The service manual has some information on writing alerts.
User needs for alerting
- Support GDS’ goal of services being available to meet user needs
- Mitigate reputational damage to GDS
- Adhere to service level agreements (with reliant parties like other government departments), industry standards (like PCI compliance) and legal requirements (like the Code of Practice for Official Statistics)
Principles for setting up an alerting system
Alerts should be meaningful and actionable. An alert that shows the status of a system is actually a monitoring tool. The text of your alerts should be specific - people will be responding to alerts in the middle of the night.
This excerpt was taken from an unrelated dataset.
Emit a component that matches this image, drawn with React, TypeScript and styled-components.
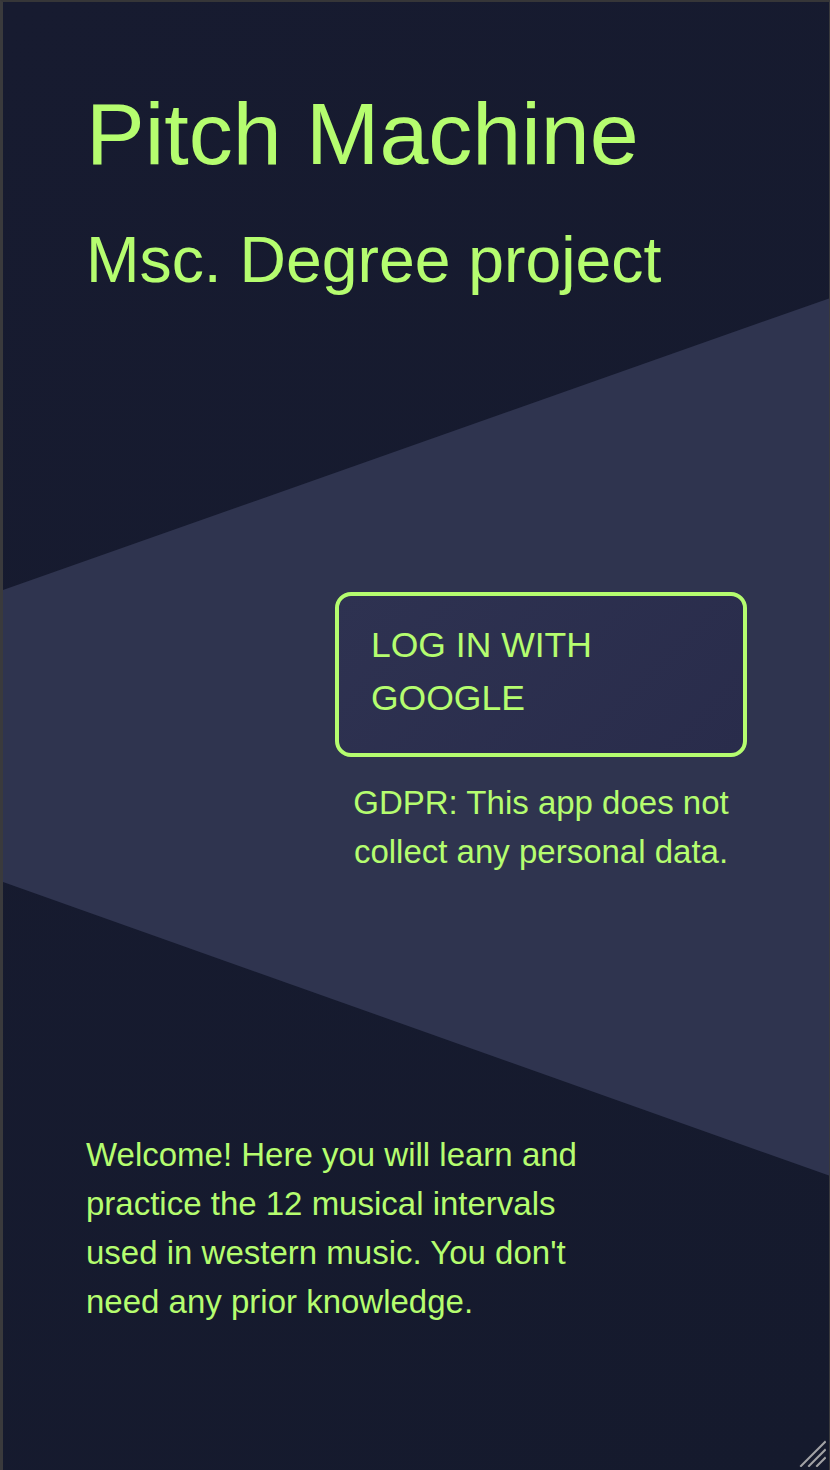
import React from "react";
import styled, { createGlobalStyle } from "styled-components";

const Global = createGlobalStyle`
  html, body { margin: 0; padding: 0; background: #161a2e; }
  * { box-sizing: border-box; }
  body { font-family: "Liberation Sans", Arial, Helvetica, sans-serif; }
`;

const GREEN = "#b5fd6f";

const Frame = styled.div`
  position: relative;
  width: 830px;
  height: 1470px;
  overflow: hidden;
  background: linear-gradient(135deg, #171b30 0%, #151a2d 100%);
  border-left: 3px solid #3a3a3c;
  border-top: 2px solid #363638;
  border-right: 1px solid #3a3a3c;
  color: ${GREEN};

  &::before {
    content: "";
    position: absolute;
    inset: 0;
    background: #2f344f;
    clip-path: polygon(0 588px, 830px 295px, 830px 1175px, 0 880px);
    z-index: 0;
  }
`;

const Content = styled.main`
  position: relative;
  z-index: 1;
  display: flex;
  flex-direction: column;
  padding: 81px 82px 0 83px;
`;

const Title = styled.h1`
  margin: 0;
  font-size: 88px;
  font-weight: 400;
  line-height: 1.15;
`;

const Subtitle = styled.h2`
  margin: 40px 0 0;
  font-size: 64.3px;
  font-weight: 400;
  line-height: 1.15;
`;

const LoginArea = styled.section`
  margin-top: 294px;
  align-self: flex-end;
  width: 412px;
  display: flex;
  flex-direction: column;
`;

const LoginButton = styled.button`
  width: 412px;
  height: 165px;
  padding: 23px 30px 27px 32px;
  border: 4px solid ${GREEN};
  border-radius: 16px;
  background: linear-gradient(135deg, #2e3251 0%, #292c4b 100%);
  color: ${GREEN};
  font-family: "Liberation Sans", Arial, Helvetica, sans-serif;
  font-size: 35.5px;
  line-height: 52.6px;
  text-align: left;
  display: flex;
  align-items: flex-start;
  cursor: pointer;
`;

const Note = styled.p`
  margin: 22px 0 0;
  font-size: 33px;
  line-height: 48.5px;
  text-align: center;
`;

const Welcome = styled.p`
  margin: 254px 0 0;
  width: 505px;
  font-size: 33px;
  line-height: 49px;
`;

const Grip = styled.svg`
  position: absolute;
  right: 3px;
  bottom: 3px;
  width: 27px;
  height: 27px;
  z-index: 2;
`;

export default function App() {
  return (
    <>
      <Global />
      <Frame>
        <Content>
          <Title>Pitch Machine</Title>
          <Subtitle>Msc. Degree project</Subtitle>
          <LoginArea>
            <LoginButton>LOG IN WITH GOOGLE</LoginButton>
            <Note>GDPR: This app does not collect any personal data.</Note>
          </LoginArea>
          <Welcome>
            Welcome! Here you will learn and practice the 12 musical intervals
            used in western music. You don't need any prior knowledge.
          </Welcome>
        </Content>
        <Grip viewBox="0 0 27 27">
          <g stroke="#a3a3a6" strokeWidth="2" strokeLinecap="square">
            <line x1="2" y1="26" x2="26" y2="2" />
            <line x1="10" y1="26" x2="26" y2="10" />
            <line x1="18" y1="26" x2="26" y2="18" />
          </g>
        </Grip>
      </Frame>
    </>
  );
}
Don’t rely on emails as an automated alerting method for incident responders. Emails become noisy which over time results in them being ignored or overlooked. If you absolutely have to use emails, template them so that the information is presented consistently.
Don’t include sensitive information in your alerts. Alerts are likely to be shared while they’re being worked on.
Dashboards or information radiators can be useful to show the current status of alerts, but they should not be the primary alerting mechanism. If you use them, ensure you have one reliable source rather than multiple dashboards.
People respond better to their preferred alerting method. Use a tool which allows your on-call staff to have the same alert presented in different ways depending on the responder.
The audience for your alerts should dictate which alerting mechanism to use. Sending an SMS to all of your users when you have an outage might be impractical, but setting up a status page is probably sensible.
Do end-to-end tests of your alerting pipeline regularly.
As a team grows or becomes more mature, it becomes more important to track alerts, escalate them (automatically or manually), acknowledge them (as work in progress) and co-ordinate rotas.
Tools for alerting
Your monitoring system should use PagerDuty to send alerts about problems with your service.
We recommend using Pingdom as well, as a top-level check on your service’s availability.
We recommend using Atlassian StatusPage to provide updates on service status to users.